Ressa, Amnesty International, Duterte, words

I am the last person to even defend (or care for that matter) about Maria Ressa and Rappler. I still don’t think that is a credible website, I still question the kind of work that it does, and I still never read it, and rarely link to it (unless they’re the only ones who carry a story).

But at a time of d/misinformation and troll discourse, especially given a consistently discredited media, it’s important to see a misstep for what it is, especially from government officials who are skewing what should be a pretty straight-up, clear-cut, important discussion that needs to be had about why Amnesty International Netherlands included President Duterte in a video of leaders who are taking away our freedoms.

This was an opportunity to discuss the bases of the inclusion. Instead it became about the blame game, with mainstream media as the favorite punching bag.

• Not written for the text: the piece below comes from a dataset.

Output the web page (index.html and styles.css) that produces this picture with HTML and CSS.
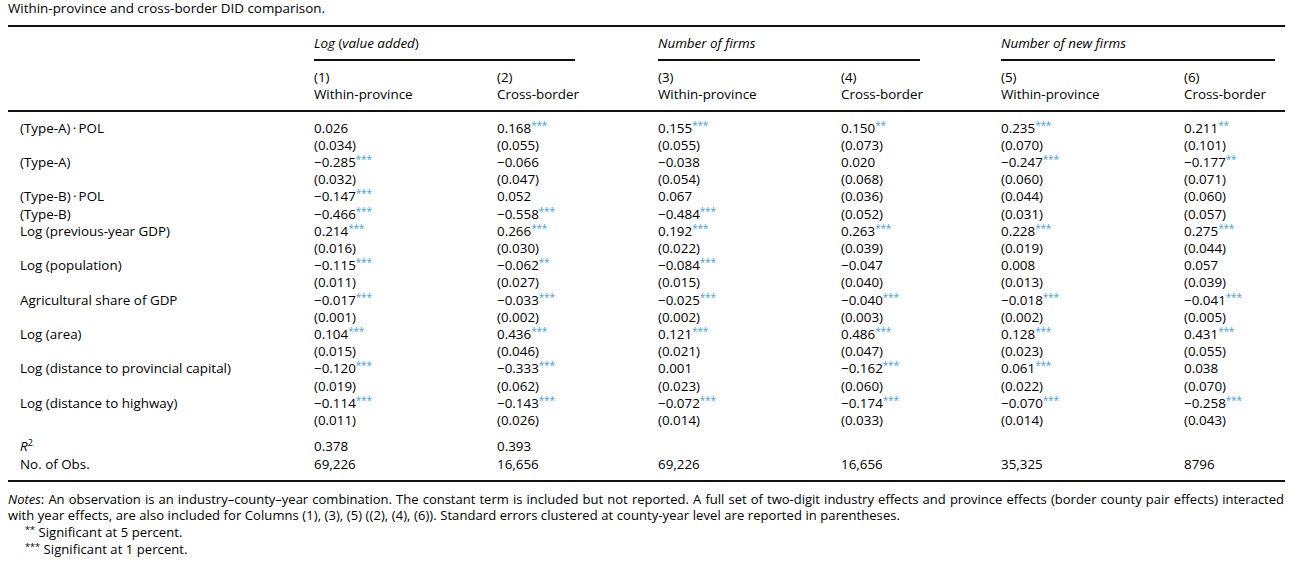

On the AIN page itself, Duterte supporters point a finger at media for coming out with what they say is false information about the administration, which to them is the basis of Amnesty International’s assessment of the President. Meanwhile, RJ Nieto, Head of Strategic Communications under the Office of Undersecretary for Migrant Workers Affairs at the Department of Foreign Affairs, reacting to the fact that AI called the commenters on its page “trolls,” has pinned the blame on someone else:

MARIA RESSA: A NEW KIND OF TERRORIST

By travelling all over the world and telling the international community that you, the Regular Filipino, are just a troll when you defend your personal political interests, Rappler overlord Maria Ressa has successfully metamorphosed into the single biggest threat to Free Speech in the Philippines. 

Every time she talks, she disenfranchises you and the rest of the voiceless citizens who do not have the resources to form fancily-named nonprofits, who do not have powerful connections, and who do not receive multi-million dollar funding like she and her ilk do.

That kerfuffle about Amnesty International Nederland calling Filipino commenters trolls?

Maria Ressa and Rappler’s nonstop international anti-government propaganda are partly – – if not largely – – to blame for that.

Ressa, you and your employees at your nonprofit are a threat to Philippine Democracy, for you and your people are nothing but literary terrorists.

Wow. First of all, this puts way too much power in one person’s, one website’s, hands. Often Duterte propagandists post about how Rappler’s online engagement has fallen, and is at its lowest, because it has been beaten by the pro-Duterte pages and sites (Asec Mocha just posted about it two days ago). So pray tell why would anything Ressa says or does even matter at this point, if Rappler’s engagement numbers are so important?

I’m also surprised at the amount of credit this is giving Ressa, and I’m pretty sure that this is the kind of credit Duterte supporters have worked hard at not giving Rappler at all. After all, part of the project of defending the President from the get-go was to discredit mainstream media. Lest we’ve forgotten, part of the exercise of discrediting anything should be — surprise surprise! — to not give it any credit at all.

Third, and most important: what this asserts is that at the very least, what Ressa and Rappler say about the Duterte administration affect the international assessment of and reactions to President Duterte’s policies and his followers. It’s saying that Amnesty International called Duterte’s supporters trolls, largely because of what Ressa-Rappler have said about the same.

But here’s the thing: if the words of one person or media company could so affect the perceptions about and the image of one country, because it is taken as truth, and that truth is acted upon by people who run organizations like Amnesty International Netherlands, then how can we continue to insist that the President’s words are disconnected from the drug war killings, the abusive policemen, the summary executions?

If we are saying that someone like Ressa, and a media company like Rappler, and mainstream media in general, are so powerful that their words could so make institutions like Amnesty International act on what they say, then certainly this behooves us to go back to President Duterte’s own words and look at how it is connected to the actions of men in uniform, police and military, even those responsible for the summary executions, and how these have produced the thousands dead in the wars he wages.

It demands of us to look at what the President has said over and over again the past 16 months, and consistently, about killings and murder, about the value of certain lives over others, about pardoning policemen who kill in the name of these wars, about taking responsibility for the foibles of men in uniform, all this time never condemning the summary executions.

Because if what Ressa and mainstream media have reported and said about the drug war and Duterte and his followers are to be read as equal to the reactions and actions of other people and organizations, then certainly the President’s own words could only be equal to the reactions and actions of people and organizations as well.

In this equation, it would be the President’s words that undoubtedly hold the most power. This also means that if people like Ressa should be labeled a “terrorist” for their words, then that could only point a finger at the bigger, more powerful, “terrorist” in our midst.